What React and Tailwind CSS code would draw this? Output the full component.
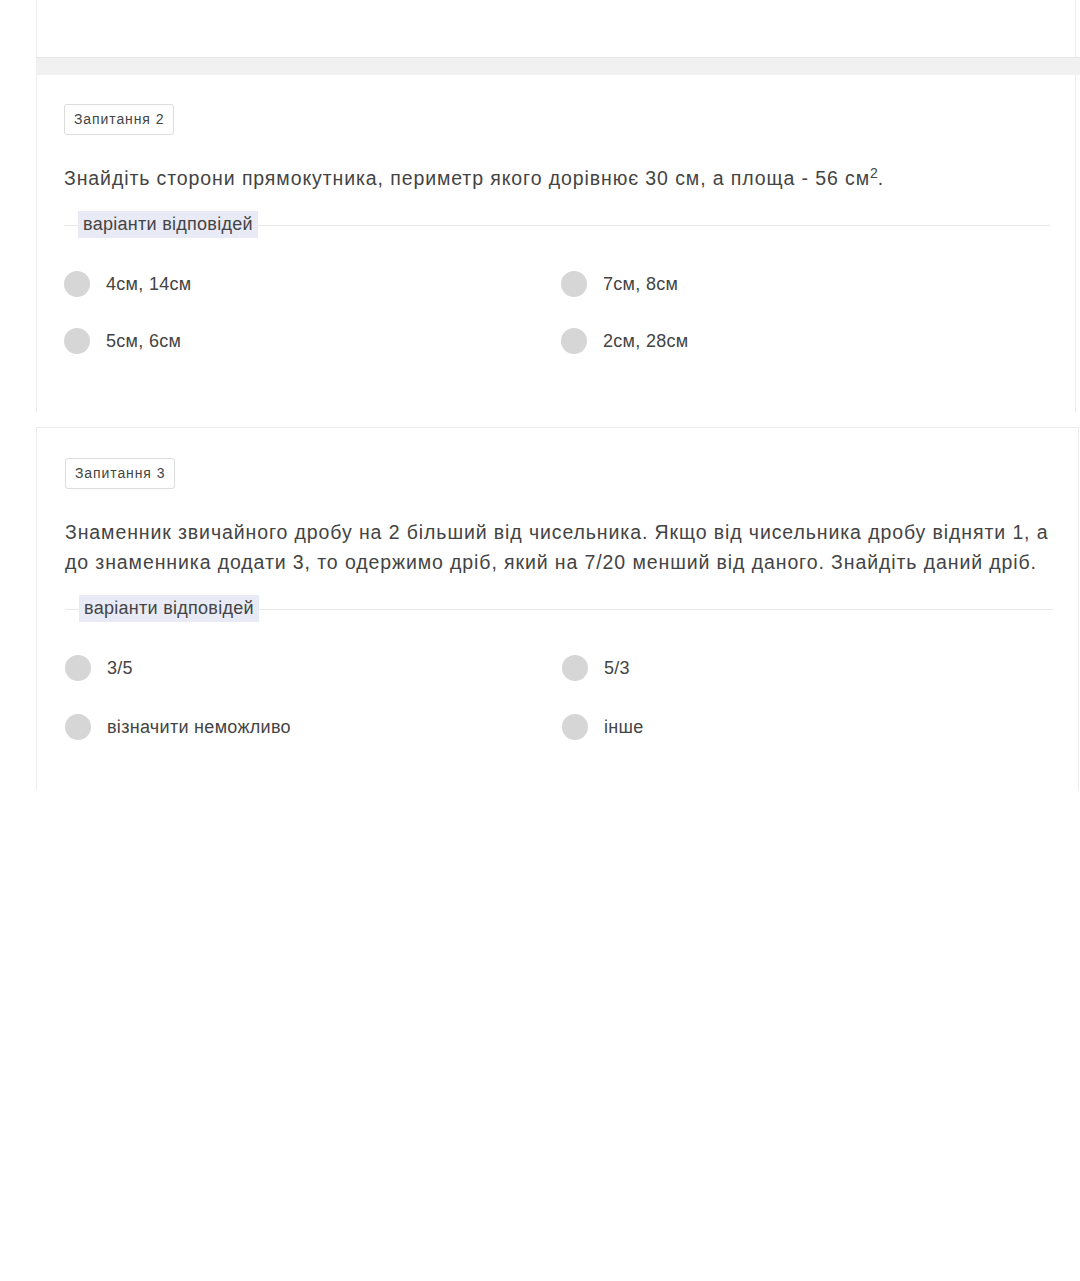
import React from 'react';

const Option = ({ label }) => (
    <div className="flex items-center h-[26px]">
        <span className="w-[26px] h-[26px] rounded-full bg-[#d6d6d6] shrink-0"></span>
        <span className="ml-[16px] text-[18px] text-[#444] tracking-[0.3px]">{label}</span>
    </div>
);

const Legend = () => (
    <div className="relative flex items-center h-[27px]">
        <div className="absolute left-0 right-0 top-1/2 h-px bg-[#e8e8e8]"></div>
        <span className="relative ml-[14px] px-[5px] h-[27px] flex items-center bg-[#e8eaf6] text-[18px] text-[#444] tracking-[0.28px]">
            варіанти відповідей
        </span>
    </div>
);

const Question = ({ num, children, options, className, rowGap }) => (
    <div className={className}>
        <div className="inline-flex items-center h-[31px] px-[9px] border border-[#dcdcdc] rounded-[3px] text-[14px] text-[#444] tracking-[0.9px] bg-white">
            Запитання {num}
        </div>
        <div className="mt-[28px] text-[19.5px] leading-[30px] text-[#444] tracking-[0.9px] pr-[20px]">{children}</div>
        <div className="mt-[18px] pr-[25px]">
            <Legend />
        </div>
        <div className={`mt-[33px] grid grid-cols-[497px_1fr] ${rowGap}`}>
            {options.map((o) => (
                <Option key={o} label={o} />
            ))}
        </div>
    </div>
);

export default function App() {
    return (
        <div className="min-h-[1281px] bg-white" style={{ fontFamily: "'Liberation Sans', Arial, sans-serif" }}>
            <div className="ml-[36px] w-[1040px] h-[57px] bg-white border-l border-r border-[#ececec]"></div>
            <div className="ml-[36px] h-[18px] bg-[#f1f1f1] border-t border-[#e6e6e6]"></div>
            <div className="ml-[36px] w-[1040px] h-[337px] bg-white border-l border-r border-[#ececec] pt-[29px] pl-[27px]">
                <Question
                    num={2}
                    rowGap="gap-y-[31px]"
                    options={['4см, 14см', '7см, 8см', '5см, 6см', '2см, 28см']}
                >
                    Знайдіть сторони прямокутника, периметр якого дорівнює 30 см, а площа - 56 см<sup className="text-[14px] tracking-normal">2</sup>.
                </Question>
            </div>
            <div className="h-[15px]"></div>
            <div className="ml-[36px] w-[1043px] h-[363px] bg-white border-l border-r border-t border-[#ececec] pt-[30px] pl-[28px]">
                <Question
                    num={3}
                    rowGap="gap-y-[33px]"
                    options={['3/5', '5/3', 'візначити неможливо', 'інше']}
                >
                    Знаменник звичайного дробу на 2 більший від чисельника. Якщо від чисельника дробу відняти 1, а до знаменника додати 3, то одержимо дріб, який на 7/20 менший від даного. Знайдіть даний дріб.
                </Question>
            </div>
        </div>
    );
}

======

> [Instructions to follow]: All of the material above should be reproduced exactly, except the pictures.

> [Result of the task]:
What React and Tailwind CSS code would draw this? Output the full component.
import React from 'react';

const Option = ({ label }) => (
    <div className="flex items-center h-[26px]">
        <span className="w-[26px] h-[26px] rounded-full bg-[#d6d6d6] shrink-0"></span>
        <span className="ml-[16px] text-[18px] text-[#444] tracking-[0.3px]">{label}</span>
    </div>
);

const Legend = () => (
    <div className="relative flex items-center h-[27px]">
        <div className="absolute left-0 right-0 top-1/2 h-px bg-[#e8e8e8]"></div>
        <span className="relative ml-[14px] px-[5px] h-[27px] flex items-center bg-[#e8eaf6] text-[18px] text-[#444] tracking-[0.28px]">
            варіанти відповідей
        </span>
    </div>
);

const Question = ({ num, children, options, className, rowGap }) => (
    <div className={className}>
        <div className="inline-flex items-center h-[31px] px-[9px] border border-[#dcdcdc] rounded-[3px] text-[14px] text-[#444] tracking-[0.9px] bg-white">
            Запитання {num}
        </div>
        <div className="mt-[28px] text-[19.5px] leading-[30px] text-[#444] tracking-[0.9px] pr-[20px]">{children}</div>
        <div className="mt-[18px] pr-[25px]">
            <Legend />
        </div>
        <div className={`mt-[33px] grid grid-cols-[497px_1fr] ${rowGap}`}>
            {options.map((o) => (
                <Option key={o} label={o} />
            ))}
        </div>
    </div>
);

export default function App() {
    return (
        <div className="min-h-[1281px] bg-white" style={{ fontFamily: "'Liberation Sans', Arial, sans-serif" }}>
            <div className="ml-[36px] w-[1040px] h-[57px] bg-white border-l border-r border-[#ececec]"></div>
            <div className="ml-[36px] h-[18px] bg-[#f1f1f1] border-t border-[#e6e6e6]"></div>
            <div className="ml-[36px] w-[1040px] h-[337px] bg-white border-l border-r border-[#ececec] pt-[29px] pl-[27px]">
                <Question
                    num={2}
                    rowGap="gap-y-[31px]"
                    options={['4см, 14см', '7см, 8см', '5см, 6см', '2см, 28см']}
                >
                    Знайдіть сторони прямокутника, периметр якого дорівнює 30 см, а площа - 56 см<sup className="text-[14px] tracking-normal">2</sup>.
                </Question>
            </div>
            <div className="h-[15px]"></div>
            <div className="ml-[36px] w-[1043px] h-[363px] bg-white border-l border-r border-t border-[#ececec] pt-[30px] pl-[28px]">
                <Question
                    num={3}
                    rowGap="gap-y-[33px]"
                    options={['3/5', '5/3', 'візначити неможливо', 'інше']}
                >
                    Знаменник звичайного дробу на 2 більший від чисельника. Якщо від чисельника дробу відняти 1, а до знаменника додати 3, то одержимо дріб, який на 7/20 менший від даного. Знайдіть даний дріб.
                </Question>
            </div>
        </div>
    );
}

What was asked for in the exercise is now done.